The conduct of the Irish Artillery, both in America and in the darkest period of their service, in the West Indies, contrasts so strongly with that of the men enlisted in Ireland for the Royal Artillery at the same time, that evidently the recruiting for the latter corps must have been grossly mismanaged, or, what is more probable, the national corps obtained with ease the best men, while the refuse of the country was left to the recruiting sergeants of the Royal Artillery. In the correspondence of General Pattison, who at one period of the American war commanded the Royal Artillery on that continent, the language employed in describing the recruits enlisted in Ireland, and sent to join the 3rd and 4th Battalions in America, would be strong in any one, but is doubly so, coming from an officer always most courteous in his language, and by no means given to exaggeration.

Three companies of the Irish Artillery embarked for the Continent in 1794, and served in Flanders and the Netherlands, under the Duke of York. But, as has already been hinted, the most severe foreign service undergone by the corps was in the West Indies. In 1793, three companies embarked for these islands, and took honourable part during the following year, in the capture of Martinique, Guadaloupe, and St. Lucia, as well as in the more general operations.

Their strength, on embarkation, had been 15 Officers and 288 non-commissioned officers and men. In less than two years, only forty-three of the men were alive, and of the officers, only four returned to Europe. It accordingly became necessary to reinforce the companies by drafts from Ireland; and in addition to these, two other companies sailed in the winter of 1795; thus bringing the total strength serving in the West Indies to 500 of all ranks. In less than two years, a further reinforcement of 176 officers, non-commissioned officers, and men, was found necessary to repair the ravages of the climate upon the troops; and apparently further drafts in the following year were only avoided, by transferring the head-quarters of one of the companies to the home establishment, and absorbing the men in the others. Four of the companies were still in the West Indies, when the amalgamation took place.

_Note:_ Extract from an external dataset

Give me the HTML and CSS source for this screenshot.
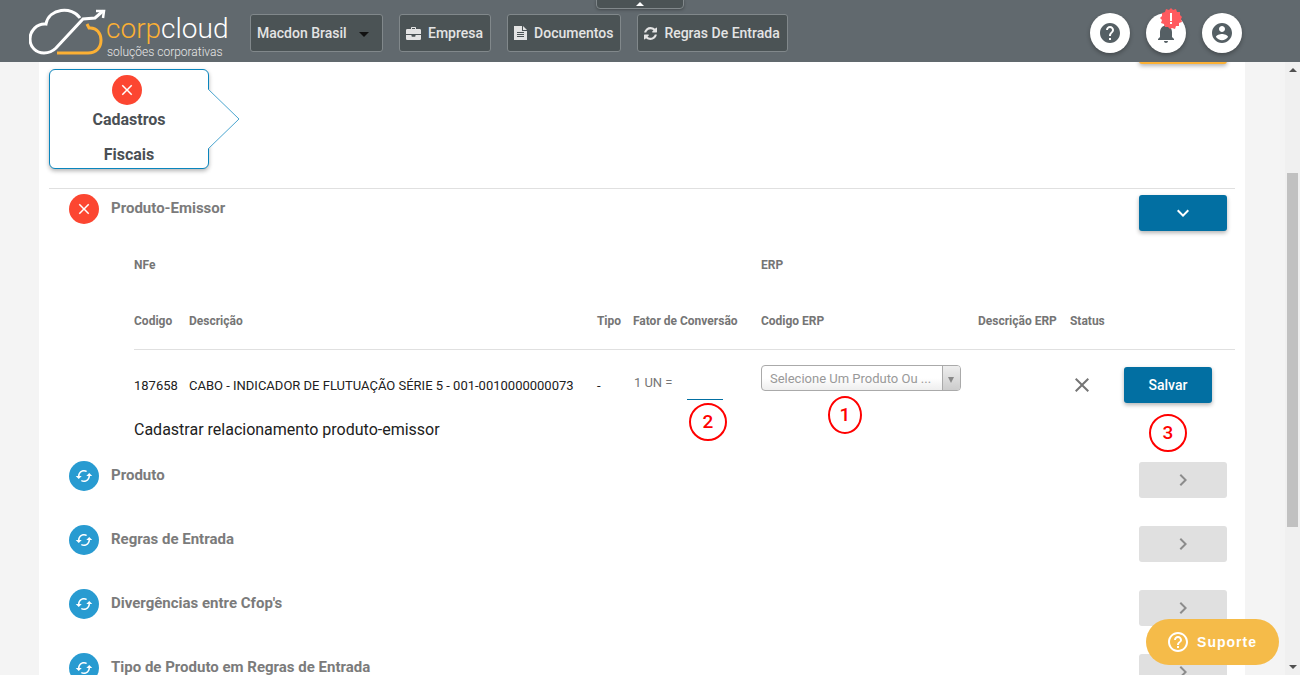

Certain details connected with the organization of the Irish Artillery, immediately prior to their incorporation with the Royal Artillery, remain to be mentioned. On the 19th September, 1798, Lord Carhampton, then Master-General of the Irish Ordnance, notified to the officer commanding the corps, that the formation of the Artillery in Ireland into Brigades had been decided upon; the Brigades to be distinguished as heavy and light. The establishment of a Heavy Brigade was to include four medium 12-pounders, and two 5½-inch howitzers:—of a Light Brigade, four light 6-pounder Battalion guns. The former was to be manned by forty-eight non-commissioned officers and men, the latter by thirty-seven—of the Regiment; while the guns and waggons were to be horsed and driven by the Driver Corps. This improved organization superseded the system of Battalion guns; for while, in September, 1798, one hundred of the Irish Artillery were returned as being attached to these, in November only thirty-seven were so employed; in the following January, only four; and in March, 1799, all were finally withdrawn. The additional gunners from the Militia, who had, at the date of the new organization, been 213 in number, were gradually reduced by its operation, and in the monthly return for September, 1799, they disappear altogether.

It was at first proposed that the 12-pounders and the howitzers of the Heavy Brigades should be drawn by four horses, and the 6-pounders of the Light Brigades by three; but subsequently a 4½-inch howitzer having been added to each Light Brigade, the number of horses to each gun was apparently increased from three to four, and the total number of horses to each Heavy Brigade was seventy-three;—to each Light Brigade, fifty-one. The "two leading horses were ridden by Artillerymen, and the gun was driven by a driver."[[16]] This arrangement applied also to the ammunition waggons. The harness-maker, wheeler, and smith, each rode a spare horse with harness on.

While the guns had four horses, the howitzers in Heavy Brigades had but three, and in Light Brigades only a pair. The Driver Corps furnished to each Heavy Brigade 1 officer, 1 quartermaster, 3 non-commissioned officers, and 26 privates; to each Light Brigade, 5 non-commissioned officers and 14 privates. For the information of the general reader, it may be stated that the Brigades of the Irish Artillery were analogous to the present Field Batteries; the modern Brigade of Artillery meaning a number of Batteries linked together for administrative purposes.

In January, 1799, there were twenty-five Brigades in Ireland, and at this point they remained until the amalgamation with the Royal Artillery. Although it is not probable that they were all horsed at that date, there were no less than 1027 officers and men at the appointed stations of the Brigades, and in the language of an old document in the Royal Artillery Record Office, "the New Irish Field Artillery had not only form, but consistency."